А днём, при ярком свете, мы, конечно, находимся во власти иллюзий. Кажется, будто мы всё видим, знаем и понимаем. Будто всё вокруг – действительно такое, каким мстится. И мы, прекрасные, стоим в центре раз и навсегда познанного, прирученного мира со своей алмазной перцепцией наперевес.
Ужасно смешно.
* * *
Несколько раз в году (чаще, чем хотелось бы признаваться) я иду к своему дилеру и говорю: «Чувак, у меня опять привыкание к жизни. Надо увеличить дозу».
Он ухмыляется, берет самый большой шприц и со всей дури ширяет реальность по вене – погодой.
И я говорю ему: «Спасибо, Господи», – а он смеётся: «Тебе все-таки очень мало надо. Легко мне с тобой».

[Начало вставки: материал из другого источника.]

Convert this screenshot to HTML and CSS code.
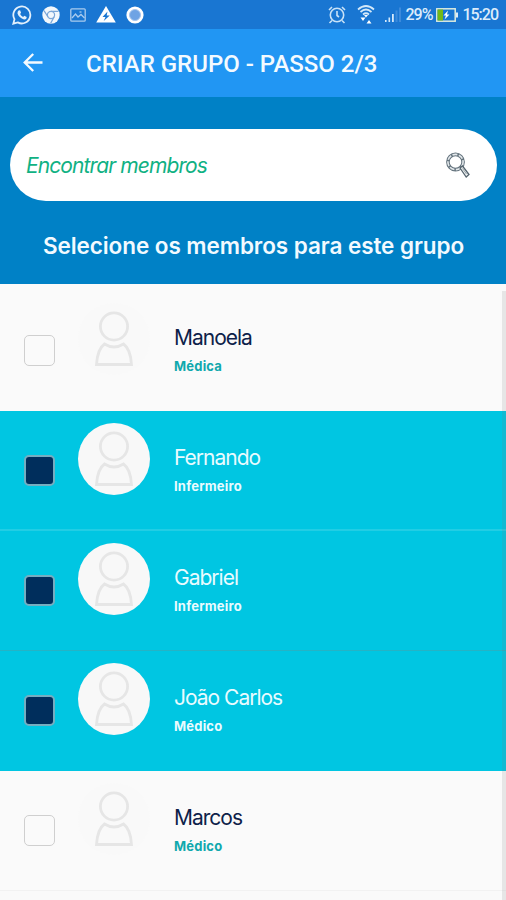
FILE: index.html
```html
<!DOCTYPE html>
<html lang="pt-BR">
<head>
  <meta charset="utf-8">
  <title>Criar grupo</title>
  <link rel="stylesheet" href="styles.css">
</head>
<body>
  <svg class="defs">
    <symbol id="person" viewBox="0 0 72 72">
      <circle cx="36" cy="23.500" r="13.6"/>
      <path d="M26.500 41q9.500 6 19 0q7 5 8 20.500h-35q1-15.500 8-20.500z"/>
    </symbol>
  </svg>

  <div class="status-bar">
    <div class="notifications">
      <svg width="20" height="20" viewBox="0 0 20 20">
        <path d="M1.3 18.7l1.2-4.5a8.5 8.5 0 1 1 3.3 3.2z" fill="none" stroke="#e3f0fc" stroke-width="1.8"/>
        <path d="M6.5 5.5l1.6-.2 1 2.4-1 1.3q1 2 3 2.9l1.2-1.2 2.4 1.2-.3 1.5q-1 1.4-3 .9Q7 12.800 5.500 8.500 5.400 6.500 6.500 5.500z" fill="#e3f0fc"/>
      </svg>
      <svg width="18" height="18" viewBox="0 0 18 18">
        <circle cx="9" cy="9" r="8.700" fill="#f2f7fc"/>
        <circle cx="9" cy="9" r="3.600" fill="none" stroke="#7aa6d8" stroke-width="1.200"/>
        <path d="M9 5.400h7.500M6 11L2 4.600M12.200 10.800L8.600 17.400" stroke="#7aa6d8" stroke-width="1.200"/>
      </svg>
      <svg width="16" height="14" viewBox="0 0 16 14" fill="none" stroke="#a9cbee" stroke-width="1.300">
        <rect x=".8" y=".8" width="14.400" height="12.400" rx="1"/>
        <path d="M2 10l3.500-4 2.500 3 3-2.500 3.500 3.500"/>
        <path d="M9.500 4h2"/>
      </svg>
      <svg width="20" height="17" viewBox="0 0 20 17">
        <path d="M10 0l9.800 16.500H.2z" fill="#fff"/>
        <path d="M11.500 5.500l-5 5.500h3l-1.800 4 6-5.500h-3z" fill="#1976d2"/>
      </svg>
      <svg width="18" height="18" viewBox="0 0 18 18">
        <circle cx="9" cy="9" r="8.600" fill="#fff"/>
        <circle cx="9" cy="9" r="5.500" fill="#6ea3e4" stroke="#a6c5ee"/>
      </svg>
    </div>
    <div class="indicators">
      <svg class="alarm" width="18" height="18" viewBox="0 0 18 18" fill="none" stroke="#c9e2f7" stroke-width="1.600">
        <circle cx="9" cy="9" r="6.700"/>
        <path d="M9 5v4.500l2 1.500M1 4l3-3M17 4l-3-3M4 14.500l-2.500 2.500M14 14.500l2.500 2.500"/>
      </svg>
      <svg class="wifi" width="18" height="19" viewBox="0 0 18 19">
        <g fill="none" stroke="#d3e8f9" stroke-width="1.700">
          <path d="M1 4.500q8-7 16 0M3.500 7q5.500-5 11 0M6 9.500q3-2.500 6 0"/>
        </g>
        <path d="M9 12.500L7 10h4zM3.500 12.500h5L6 16zM9.500 18.500h5L12 15z" fill="#fff"/>
      </svg>
      <svg class="signal" width="18" height="16" viewBox="0 0 18 16">
        <path d="M1 13h1.600v2H1zM4.500 10.500h1.600V15H4.500zM8 7h1.800v8H8z" fill="#d5e9fb"/>
        <path d="M11.500 3.500h2V15h-2zM15 .5h2V15h-2z" fill="#3c8adb"/>
      </svg>
      <span class="percent">29%</span>
      <svg class="battery" width="22" height="14" viewBox="0 0 22 14">
        <rect x=".8" y=".8" width="18.400" height="12.400" fill="none" stroke="#dcecdf" stroke-width="1.500"/>
        <rect x="1.500" y="1.500" width="5.500" height="11" fill="#73b818"/>
        <path d="M20 4.500h2v5h-2z" fill="#dcecfa"/>
        <path d="M12 2.500L7.500 7.500h2.500l-1.500 4 5-5H11z" fill="#fff"/>
      </svg>
      <span class="clock">15:20</span>
    </div>
  </div>

  <header class="app-bar">
    <svg class="back" width="20" height="20" viewBox="0 0 20 20" fill="none" stroke="#f3faff" stroke-width="2.300">
      <path d="M19.500 9.500H2M10.200 1L1.700 9.500l8.500 8.500"/>
    </svg>
    <h1>CRIAR GRUPO - PASSO 2/3</h1>
  </header>

  <section class="search-panel">
    <div class="search-box">
      <span class="placeholder">Encontrar membros</span>
      <svg width="24" height="27" viewBox="0 0 24 27" fill="none">
        <circle cx="9.500" cy="10" r="7.600" stroke="#65747e" stroke-width="3.600"/>
        <circle cx="9.500" cy="10" r="7.600" stroke="#e3e8eb" stroke-width="1.600" stroke-dasharray="5 1.500"/>
        <path d="M14 16l2.500-2 6.500 8.500-2.800 2.500z" fill="#eef1f2" stroke="#56656f" stroke-width="1.300"/>
        <path d="M16.500 16.500l4 5.500" stroke="#9aa5ab"/>
      </svg>
    </div>
    <h2>Selecione os membros para este grupo</h2>
  </section>

  <main class="members">
    <div class="member">
      <span class="checkbox"></span>
      <svg class="avatar"><use href="#person"/></svg>
      <div class="info">
        <div class="name">Manoela</div>
        <div class="role">Médica</div>
      </div>
    </div>
    <div class="member selected light-line">
      <span class="checkbox"></span>
      <svg class="avatar"><use href="#person"/></svg>
      <div class="info">
        <div class="name">Fernando</div>
        <div class="role">Infermeiro</div>
      </div>
    </div>
    <div class="member selected dark-line">
      <span class="checkbox"></span>
      <svg class="avatar"><use href="#person"/></svg>
      <div class="info">
        <div class="name">Gabriel</div>
        <div class="role">Infermeiro</div>
      </div>
    </div>
    <div class="member selected">
      <span class="checkbox"></span>
      <svg class="avatar"><use href="#person"/></svg>
      <div class="info">
        <div class="name">João Carlos</div>
        <div class="role">Médico</div>
      </div>
    </div>
    <div class="member">
      <span class="checkbox"></span>
      <svg class="avatar"><use href="#person"/></svg>
      <div class="info">
        <div class="name">Marcos</div>
        <div class="role">Médico</div>
      </div>
    </div>
    <div class="scrollbar"></div>
  </main>
</body>
</html>
```
FILE: styles.css
```css
* { box-sizing: border-box; }
body { margin: 0; height: 900px; overflow: hidden; display: flex; flex-direction: column; font-family: Inter, sans-serif; background: #fafafa; }
h1, h2 { margin: 0; }
svg { display: block; flex: none; }
.defs { position: absolute; width: 0; height: 0; }

.status-bar { height: 29px; flex: none; display: flex; justify-content: space-between; align-items: center; padding: 0 8px 0 12px; background: #1976d2; color: #dcecfb; font-family: Roboto, sans-serif; font-size: 16px; font-weight: 500; }
.notifications { display: flex; align-items: center; gap: 10px; }
.indicators { display: flex; align-items: center; }
.wifi { margin-left: 11px; }
.signal { margin-left: 9px; }
.percent { margin-left: 3px; letter-spacing: -1px; }
.battery { margin-left: 4px; }
.clock { margin-left: 4px; letter-spacing: -1px; }

.app-bar { height: 68px; flex: none; display: flex; align-items: center; padding-left: 23px; background: #2196f3; }
.app-bar h1 { margin-left: 43px; padding-top: 1px; color: #f3faff; font: 500 24px Roboto, sans-serif; white-space: nowrap; }

.search-panel { height: 187px; flex: none; padding: 32px 9px 0 10px; background: #0081c6; }
.search-box { height: 72px; display: flex; align-items: center; justify-content: space-between; padding: 0 27px 0 16px; border-radius: 36px; background: #fff; }
.placeholder { color: #10b183; font-size: 21px; font-style: italic; letter-spacing: -0.9px; }
.search-panel h2 { margin-top: 31px; text-align: center; color: #f2faff; font-size: 22.5px; font-weight: 600; line-height: 28px; letter-spacing: -0.07px; white-space: nowrap; }

.members { position: relative; flex: 1; padding-top: 7px; }
.member { height: 120px; display: flex; align-items: flex-start; padding: 12px 0 0 24px; border-bottom: 1px solid #f2f2f2; }
.member:first-child { border-bottom-color: #fafafa; }
.checkbox { width: 31px; height: 31px; margin-top: 32px; border: 1px solid #cfcfcf; border-radius: 5px; background: #fafafa; }
.avatar { width: 72px; height: 72px; margin-left: 23px; border-radius: 50%; background: #f9f9f9; fill: none; stroke: #e6e6e6; stroke-width: 2.8; }
.info { margin-left: 24px; padding-top: 21px; }
.name { color: #0d2149; font-size: 21px; line-height: 28px; letter-spacing: -1px; }
.role { margin-top: 5px; color: #10a8ad; font-size: 13px; font-weight: 700; line-height: 18px; letter-spacing: 0.2px; }

.selected { background: #00c6e2; border-bottom-color: #00c6e2; }
.selected.light-line { border-bottom: 2px solid #22cde4; }
.selected.dark-line { border-bottom: 1px solid #25b3c5; }
.selected .checkbox { border: 2px solid #75adc0; background: #002e5c; }
.selected .avatar { background: #f8f8f8; }
.selected .name, .selected .role { color: #e9fbff; }

.scrollbar { position: absolute; top: 7px; right: 0; bottom: 0; width: 4px; background: rgba(120, 120, 120, 0.15); }
```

Ну то есть. Когда я спускаюсь, например, по холму, из верхнего золотого мира в нижний синий, уже подсвеченный оранжевыми фонарями, я сперва думаю, что дома есть кофе, молоко, яблоки, овсянка из «Маркса и Спенсера» и остатки домашней пиццы, и курица для кошек, короче, всего полно, можно не заходить в магазин. А потом я думаю, что надо бы наконец привести в порядок папки со старыми фото и дописать рассказ (честно говоря, целых три – дописать). И что круто было бы как Филип Дик, закинуться амфетаминами и писать на скорости хоть немного приближенной к внутренней, и это каким же надо быть мастером, чтобы в таких условиях писать нечто хотя бы отчасти связное и осмысленное, так что может быть даже к лучшему, что амфетаминов в ближайшей аптеке мне не дадут.